Clif Marriott, MD at Goldman Sachs International, speaking on the session, said that capital markets valued cash generation above growth and investments. He said that Sweden’s Com Hem is one of the highest-valued operators because of its strong free cash-flow generation. However, he said the operator had also benefited from its investment in broadband capacity.
Marriott said that cable operators’ strategy would vary according to the specific market conditions in which they found themselves.
“My takeaway…is it depends on the market. In Sweden it makes sense to be the leader in broadband. If you go to somewhere like Belgium, Telenet has done an amazing job in becoming a mobile operator and has increased guidance and delivered synergy potential. They have also invested in content and created an OTT service that can compete with Netflix down the road.”
He said that investing in broadband network capacity, looking at mobile and content to future proof the business, and expanding network coverage to new areas had all proved efficacious.

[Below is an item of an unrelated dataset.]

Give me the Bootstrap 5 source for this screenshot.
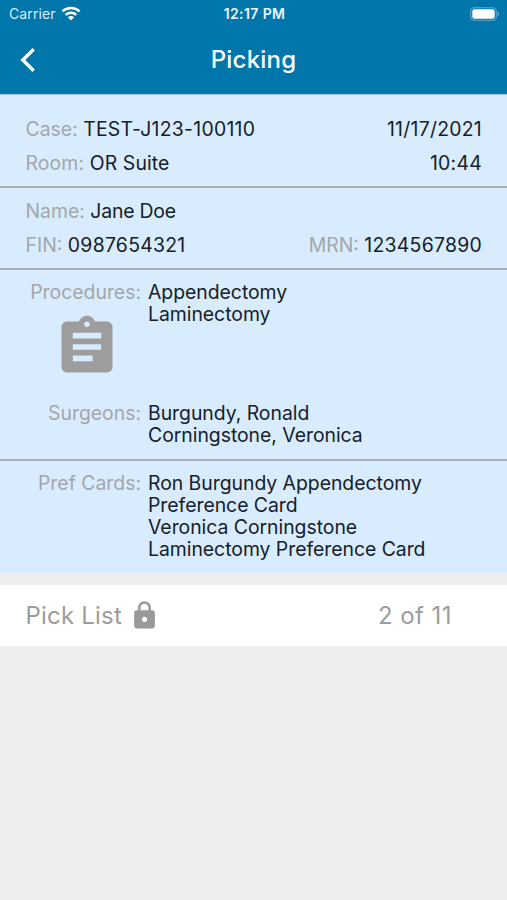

Marriott said that pay TV for European cable operators was holding up well in general, although the mix was changing. He said the cost of TV services was vastly greater in the US than in Europe, meaning that there is more desire on the part of US consumers to cut costs. “There are a lot of people offering the skinny bundle [in the US].”
On the mobile side, Marriott said that 5G would take a lot of network investment, and that operators would need a regulatory environment that will justify the investment. Marriott said he expected more consolidation and that the distinction between fixed and mobile operators would probably disappear in a few years’ time.
Andrew Barron, chairman of Com Hem, also speaking on the panel, said that his company looked to use its balance sheet to “cash regenerate”, for example by buying digital-terrestrial pay TV service provider Boxer and getting into the B2B market. He said the goal of investments was to raise EBITDA and underlying cash flow.
Barron said that while in the US there was vertical integration going on between infrastructure companies and content companies, this hadn’t happened in Europe, which was on the other hand ahead in integration of fixed-line and mobile operators.
Manuel Kohnstamm, chief corporate affairs officer, Liberty Global, said that Liberty looked get a return on investments by focusing on improving the consumer experience and targeting areas for new build.
“We invest in the user experience and in the content around it and we invest in speed and capacity. On the network side, the upgrades in Europe have largely been done on the fixed side and we have allocated quite a bit of capital to new build,” he said.
“The economics have changed. ARPUs are higher, Technology has also changed and you can build at lower cost using things like micro trenching. We also look opportunistically at consolidation.”